Häufig wird Maigret als gemütlich und behäbig geschildert, ein kleinbürgerlicher Mensch, der in die heutige Zeit nicht mehr passen würde. Interessant ist laut Schuh, dass »Maigret zu den am meisten nachgemachten Helden der Gattung gehört«. Man würde Bücher lesen, die an ganz anderer Orten in der Welt spielen, zu ganz anderen Zeiten, und fühle trotzdem, dass in der geschilderten Figur ein Maigret stecke.
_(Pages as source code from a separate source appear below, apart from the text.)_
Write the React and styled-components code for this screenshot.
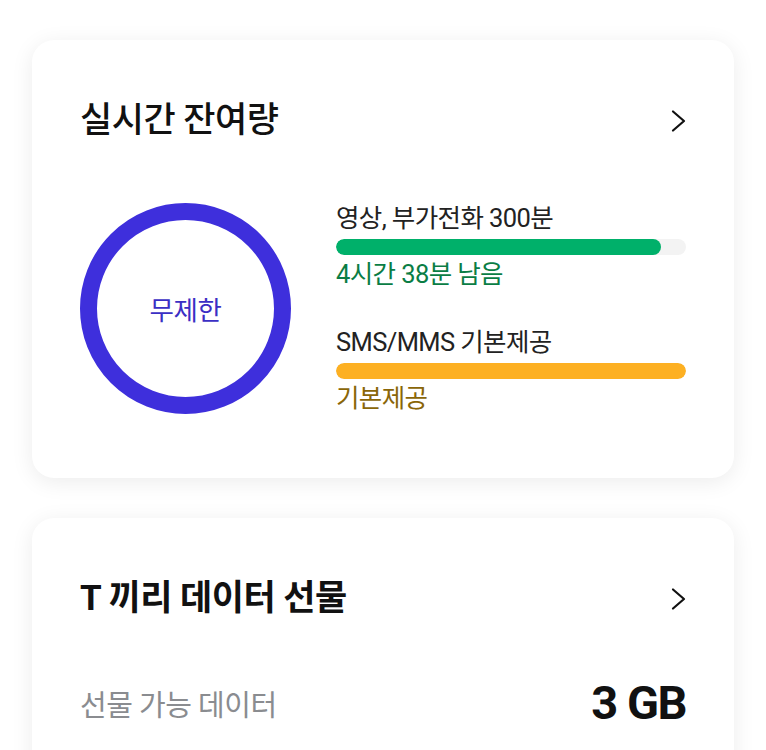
import React from "react";
import styled, { createGlobalStyle } from "styled-components";

const GlobalStyle = createGlobalStyle`
  body {
    margin: 0;
    background: #ffffff;
    font-family: Roboto, "Noto Sans CJK KR", sans-serif;
    color: #111;
  }
`;

const Page = styled.div`
  display: flex;
  flex-direction: column;
  gap: 40px;
  padding: 40px 32px 0;
`;

const Card = styled.section`
  background: #fff;
  border-radius: 22px;
  box-shadow: 0 4px 22px rgba(0, 0, 0, 0.08);
  padding: ${(p) => p.$pad};
`;

const Header = styled.div`
  display: flex;
  align-items: center;
  justify-content: space-between;
`;

const Title = styled.h2`
  margin: 0;
  font-size: 35px;
  line-height: 40px;
  font-weight: ${(p) => p.$weight || 500};
  letter-spacing: -0.5px;
`;

const ChevronBox = styled.span`
  display: flex;
  margin-right: -5px;
`;

const Body = styled.div`
  display: flex;
  align-items: center;
  gap: 45px;
  margin-top: 61px;
`;

const Ring = styled.div`
  position: relative;
  width: 211px;
  height: 211px;
  flex: none;
  display: grid;
  place-items: center;

  svg {
    position: absolute;
    inset: 0;
  }
`;

const RingLabel = styled.span`
  position: relative;
  font-size: 26.5px;
  color: #3b2fc4;
  letter-spacing: -0.3px;
`;

const Usage = styled.div`
  flex: 1;
  display: flex;
  flex-direction: column;
  gap: 36px;
`;

const Group = styled.div`
  display: flex;
  flex-direction: column;
`;

const Label = styled.div`
  font-size: 25.5px;
  line-height: 32px;
  color: ${(p) => p.$color};
  letter-spacing: -0.6px;
`;

const Track = styled.div`
  height: 16px;
  border-radius: 8px;
  background: #f3f3f3;
  margin: 5px 0 3px;
  overflow: hidden;
`;

const Fill = styled.div`
  height: 100%;
  border-radius: 8px;
  background: ${(p) => p.$color};
`;

const Row = styled.div`
  display: flex;
  align-items: center;
  justify-content: space-between;
  margin-top: 59px;
`;

const Muted = styled.span`
  font-size: 29px;
  color: #8a8c90;
  letter-spacing: -0.5px;
`;

const Amount = styled.span`
  font-size: 47px;
  font-weight: 700;
  letter-spacing: -1.5px;
  line-height: 50px;
`;

const Chevron = () => (
  <ChevronBox>
    <svg width="24" height="24" viewBox="0 0 24 24" fill="none">
      <path d="M6 2.5 L17 12 L6 21.5" stroke="#111" strokeWidth="2.2" strokeLinecap="round" strokeLinejoin="round" />
    </svg>
  </ChevronBox>
);

const Bar = ({ pct, color }) => (
  <Track>
    <Fill $color={color} style={{ width: `${pct}%` }} />
  </Track>
);

export default function App() {
  return (
    <Page>
      <GlobalStyle />
      <Card $pad="61px 48px 64px 48px">
        <Header>
          <Title>실시간 잔여량</Title>
          <Chevron />
        </Header>
        <Body>
          <Ring>
            <svg width="211" height="211" viewBox="0 0 211 211">
              <circle cx="105.5" cy="105.5" r="97" fill="none" stroke="#3e2fdc" strokeWidth="17" />
            </svg>
            <RingLabel>무제한</RingLabel>
          </Ring>
          <Usage>
            <Group>
              <Label $color="#222">영상, 부가전화 300분</Label>
              <Bar pct={92.9} color="#00b06a" />
              <Label $color="#0a7d45">4시간 38분 남음</Label>
            </Group>
            <Group>
              <Label $color="#222">SMS/MMS 기본제공</Label>
              <Bar pct={100} color="#fdb022" />
              <Label $color="#8a6608">기본제공</Label>
            </Group>
          </Usage>
        </Body>
      </Card>
      <Card $pad="61px 48px 60px 48px">
        <Header>
          <Title $weight={700}>T 끼리 데이터 선물</Title>
          <Chevron />
        </Header>
        <Row>
          <Muted>선물 가능 데이터</Muted>
          <Amount>3 GB</Amount>
        </Row>
      </Card>
    </Page>
  );
}
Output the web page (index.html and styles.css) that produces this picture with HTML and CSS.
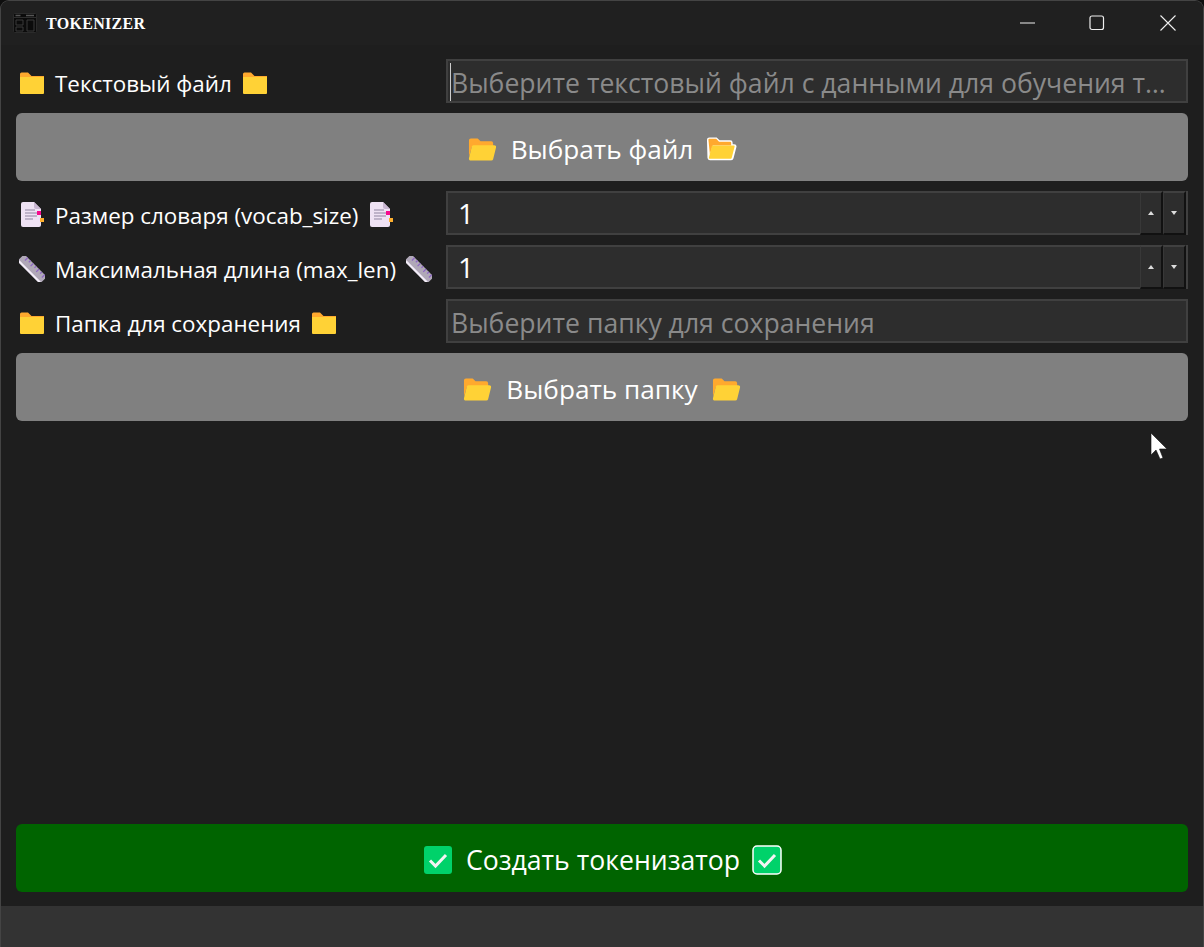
FILE: index.html
```html
<!DOCTYPE html>
<html>
<head>
  <title>TOKENIZER</title>
  <meta charset="UTF-8">
  <link rel="stylesheet" href="styles.css">
</head>
<body>
  <svg class="defs" width="0" height="0">
    <symbol id="folder" viewBox="-1 -2 26 26">
      <path d="M0 2a1.500 1.500 0 0 1 1.500-1.500h6.500l3.500 3.500h12.500v4h-24z" fill="#ffa92e"/>
      <path d="M0 5h24v16a1 1 0 0 1-1 1h-22a1 1 0 0 1-1-1z" fill="#ffd236"/>
    </symbol>
    <symbol id="folderOpen" viewBox="0 0 30 25">
      <path d="M1 3a2 2 0 0 1 2-2h7l3 3h11a2 2 0 0 1 2 2v4h-22l-3 10z" fill="#ffa92e"/>
      <path d="M6 8h21a2 2 0 0 1 2 2.500l-3 12a2 2 0 0 1-2 1.500h-21a2 2 0 0 1-2-2.500l3-12a2 2 0 0 1 2-1.500z" fill="#ffd236"/>
    </symbol>
    <symbol id="folderOpenLine" viewBox="0 0 32 26">
      <path d="M1 3.500a2.500 2.500 0 0 1 2.500-2.500h7.500l3 3h11a2.500 2.500 0 0 1 2.500 2.500v1.500h1.500a2.500 2.500 0 0 1 2.400 3l-3 11.500a2.500 2.500 0 0 1-2.400 2h-22a2.500 2.500 0 0 1-2.500-2.500z" fill="#fff"/>
      <path d="M2.500 3.500a1 1 0 0 1 1-1h7l3 3h11.500a1 1 0 0 1 1 1v3h-19l-3 9z" fill="#ffa92e"/>
      <path d="M7 9.500h21.500a1 1 0 0 1 1 1.300l-3 11.500a1 1 0 0 1-1 .7h-21.500a1 1 0 0 1-1-1.300l3-11.500a1 1 0 0 1 1-.7z" fill="#ffd236"/>
    </symbol>
    <symbol id="note" viewBox="-1 0 26 26">
      <path d="M1 2a2 2 0 0 1 2-2h11l7 7v16a2 2 0 0 1-2 2h-16a2 2 0 0 1-2-2z" fill="#efe2f4"/>
      <path d="M14 0l7 7h-5a2 2 0 0 1-2-2z" fill="#c9b6d2"/>
      <path d="M5 8h10M5 11h12M5 14h12M5 17h8" stroke="#8f83a0" stroke-width="1.200"/>
      <rect x="17" y="9" width="4" height="4" fill="#f70a8d"/>
      <rect x="20" y="16" width="4" height="4" fill="#ffb02e"/>
    </symbol>
    <symbol id="ruler" viewBox="0 0 26 26">
      <g transform="translate(13 13) rotate(45)">
        <rect x="-16" y="-5" width="32" height="10" rx="2" fill="#b0a8b8"/>
        <path d="M-15 3.800h30" stroke="#f3eef8" stroke-width="2"/>
        <path d="M-11-5v4M-7-5v2.500M-3-5v4M1-5v2.500M5-5v4M9-5v2.500M13-5v4" stroke="#8d65c5" stroke-width="1.200"/>
      </g>
    </symbol>
    <symbol id="check" viewBox="0 0 28 28">
      <rect width="28" height="28" rx="3" fill="#00d26a"/>
      <path d="M6 14.500l5.500 5.500 10.500-11" fill="none" stroke="#f4f4f4" stroke-width="3"/>
    </symbol>
  </svg>

  <div class="window">
    <div class="titlebar">
      <svg class="appIcon" viewBox="0 0 24 20">
        <rect x=".5" y=".5" width="23" height="19" rx="1" fill="#0b0b0b" stroke="#2b2b2b"/>
        <path d="M1 4.500h22" stroke="#2e2e2e"/>
        <path d="M2.500 2.500h5M13 2.500h8" stroke="#555" stroke-width="1.500"/>
        <path d="M3 7h7v5h-7zM3 14h7v4h-7zM14 7h7v11h-7z" fill="none" stroke="#3a3a3a"/>
      </svg>
      <div class="appName">TOKENIZER</div>
      <div class="winButtons">
        <svg class="winBtn minBtn" viewBox="0 0 16 16"><path d="M0 8h15" stroke="#eee"/></svg>
        <svg class="winBtn" viewBox="0 0 16 16"><rect x="1" y="1" width="13.500" height="13.500" rx="2" fill="none" stroke="#eee" stroke-width="1.200"/></svg>
        <svg class="winBtn" viewBox="0 0 16 16"><path d="M.5 .5l15 15M15.500 .5l-15 15" stroke="#eee" stroke-width="1.100"/></svg>
      </div>
    </div>

    <div class="content">
      <div class="row">
        <div class="label"><svg class="ico"><use href="#folder"/></svg>Текстовый файл<svg class="ico"><use href="#folder"/></svg></div>
        <div class="field">
          <input class="input" type="text" placeholder="Выберите текстовый файл с данными для обучения токенизатора">
          <span class="caret"></span>
        </div>
      </div>
      <button class="btn gray"><svg class="icoBtn"><use href="#folderOpen"/></svg>Выбрать файл<svg class="icoBtnLine"><use href="#folderOpenLine"/></svg></button>

      <div class="row">
        <div class="label"><svg class="ico"><use href="#note"/></svg>Размер словаря (vocab_size)<svg class="ico"><use href="#note"/></svg></div>
        <div class="field spin">
          <input class="input num" type="text" value="1">
          <div class="spinBtn"><span class="up"></span></div>
          <div class="spinBtn"><span class="down"></span></div>
        </div>
      </div>

      <div class="row">
        <div class="label"><svg class="ico"><use href="#ruler"/></svg>Максимальная длина (max_len)<svg class="ico"><use href="#ruler"/></svg></div>
        <div class="field spin">
          <input class="input num" type="text" value="1">
          <div class="spinBtn"><span class="up"></span></div>
          <div class="spinBtn"><span class="down"></span></div>
        </div>
      </div>

      <div class="row">
        <div class="label"><svg class="ico"><use href="#folder"/></svg>Папка для сохранения<svg class="ico"><use href="#folder"/></svg></div>
        <div class="field">
          <input class="input" type="text" placeholder="Выберите папку для сохранения">
        </div>
      </div>
      <button class="btn gray"><svg class="icoBtn"><use href="#folderOpen"/></svg>Выбрать папку<svg class="icoBtn"><use href="#folderOpen"/></svg></button>

      <div class="spacer"></div>

      <button class="btn green"><svg class="icoCheck"><use href="#check"/></svg>Создать токенизатор<svg class="icoCheckLine" viewBox="0 0 30 30"><rect x="1" y="1" width="28" height="28" rx="4" fill="#00d26a" stroke="#fff" stroke-width="1.500"/><path d="M7 15.500l5.500 5.500 10.500-11" fill="none" stroke="#f4f4f4" stroke-width="3"/></svg></button>
    </div>

    <div class="statusbar"></div>
  </div>

  <svg class="cursor" viewBox="0 0 18 26">
    <path d="M1 0v22l5-5 4 9 3-1-3.500-9h7.500z" fill="#fff" stroke="#111" stroke-width=".6"/>
  </svg>
</body>
</html>
```

FILE: styles.css
```css
html, body {
  margin: 0;
  padding: 0;
  height: 100%;
  background: #0e0e0e;
  overflow: hidden;
}
body {
  color: #fff;
  font-family: "Open Sans", "Noto Sans", Arial, sans-serif;
}
.defs {
  position: absolute;
}
.window {
  box-sizing: border-box;
  height: 947px;
  display: flex;
  flex-direction: column;
  background: #1e1e1e;
  border: 1px solid #444;
  border-bottom: 0;
  border-radius: 9px 9px 0 0;
  overflow: hidden;
}
.titlebar {
  flex: none;
  height: 44px;
  display: flex;
  align-items: center;
  padding: 0 12px;
  background: #202020;
}
.appIcon {
  width: 24px;
  height: 20px;
  margin-right: 9px;
  margin-top: -1px;
}
.appName {
  font-family: "Liberation Serif", serif;
  font-weight: bold;
  font-size: 16px;
  letter-spacing: .3px;
  padding-top: 1px;
}
.winButtons {
  margin-left: auto;
  display: flex;
  gap: 55px;
  padding-right: 15px;
}
.winBtn {
  width: 16px;
  height: 16px;
}
.minBtn {
  margin-right: -2px;
}
.content {
  flex: 1;
  display: flex;
  flex-direction: column;
  gap: 10px;
  padding: 14px 15px 14px;
}
.row {
  display: flex;
  height: 44px;
}
.label {
  flex: none;
  width: 430px;
  box-sizing: border-box;
  padding: 4px 0 0 3px;
  display: flex;
  align-items: center;
  font-size: 22.4px;
}
.ico {
  width: 26px;
  height: 26px;
  flex: none;
  margin-right: 10px;
}
.label .ico:last-child {
  margin-right: 0;
  margin-left: 10px;
}
.field {
  flex: 1;
  min-width: 0;
  position: relative;
  display: flex;
}
.input {
  flex: 1;
  min-width: 0;
  box-sizing: border-box;
  height: 44px;
  margin: 0;
  padding: 3px 18px 0 3px;
  background: #2d2d2d;
  border: 2px solid #404040;
  border-radius: 0;
  outline: none;
  color: #fff;
  font-family: inherit;
  font-size: 26.6px;
}
.input::placeholder {
  color: #8a8a8a;
  opacity: 1;
}
.input:placeholder-shown {
  text-overflow: ellipsis;
}
.num {
  padding: 0 4px 0 10px;
  border-right: 0;
  font-size: 28px;
}
.caret {
  position: absolute;
  left: 4px;
  top: 4px;
  width: 1px;
  height: 38px;
  background: #ccc;
}
.spin {
  border-right: 2px solid #404040;
  background: #2d2d2d;
}
.spinBtn {
  flex: none;
  box-sizing: border-box;
  width: 23px;
  height: 44px;
  display: flex;
  align-items: center;
  justify-content: center;
  background: #2d2d2d;
  border-top: 2px solid #404040;
  border-left: 1px solid #383838;
  border-right: 2px solid #111;
  border-bottom: 2px solid #111;
}
.up {
  width: 0;
  height: 0;
  border: 3px solid transparent;
  border-top: 0;
  border-bottom: 4px solid #ddd;
}
.down {
  width: 0;
  height: 0;
  border: 3px solid transparent;
  border-bottom: 0;
  border-top: 4px solid #ddd;
}
.btn {
  flex: none;
  box-sizing: border-box;
  height: 68px;
  display: flex;
  align-items: center;
  justify-content: center;
  padding: 4px 0 0;
  border: 0;
  border-radius: 6px;
  color: #fff;
  font-family: inherit;
  font-size: 26.2px;
}
.gray {
  background: #808080;
}
.green {
  background: #006400;
  font-size: 26.6px;
}
.icoBtn {
  width: 29px;
  height: 25px;
  margin: 0 14px;
}
.icoBtnLine {
  width: 31px;
  height: 26px;
  margin: 0 13px;
}
.icoCheck {
  width: 28px;
  height: 28px;
  margin: 0 14px;
}
.icoCheckLine {
  width: 30px;
  height: 30px;
  margin: 0 12px;
}
.spacer {
  flex: 1;
}
.statusbar {
  flex: none;
  height: 41px;
  background: #333;
}
.cursor {
  position: absolute;
  left: 1150px;
  top: 433px;
  width: 18px;
  height: 26px;
}
```
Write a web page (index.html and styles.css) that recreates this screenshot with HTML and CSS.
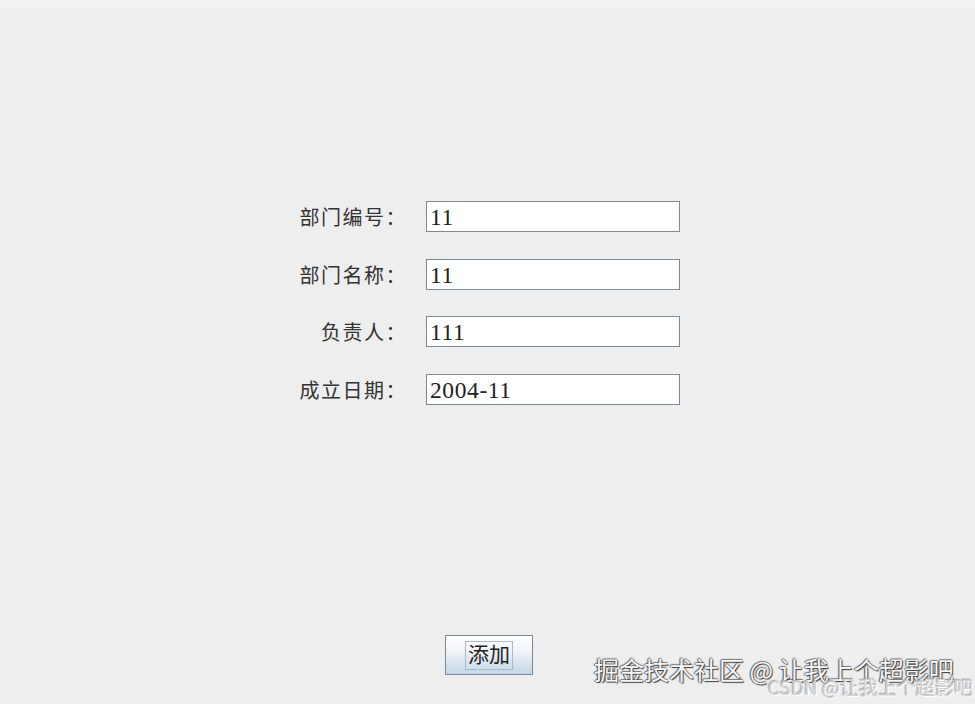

Eine Fähigkeit von Simenon wäre es gewesen, die Figur emotionale Färbungen erzeugen zu lassen, welche die Ereignisse um den Kommissar widerspiegeln. Schuh desweiteren: »Schriftstellerisch grandios, wie Maigret gelassen und langsam agiert und wie dennoch oft alles sehr schnell geht.«

Nachfolgend schildert Schuh Stimmungen anhand des Maigret-Romans »Maigret und das Verbrechen in Holland«, welches Schuh als Kammerspiel empfindet. Für ihn ist der fremde Ort, an dem die Einheimischen versuchen, die Schuld an dem Verbrechen einem Fremden zuzuschieben, auch nur eine Staffage für ein anderes Anliegen Simenons: die Schilderung des Geschlechterkampfes. Wie Schuh bemerkt, ein Thema, dass von Simenon selten politisch korrekt behandelt wurde.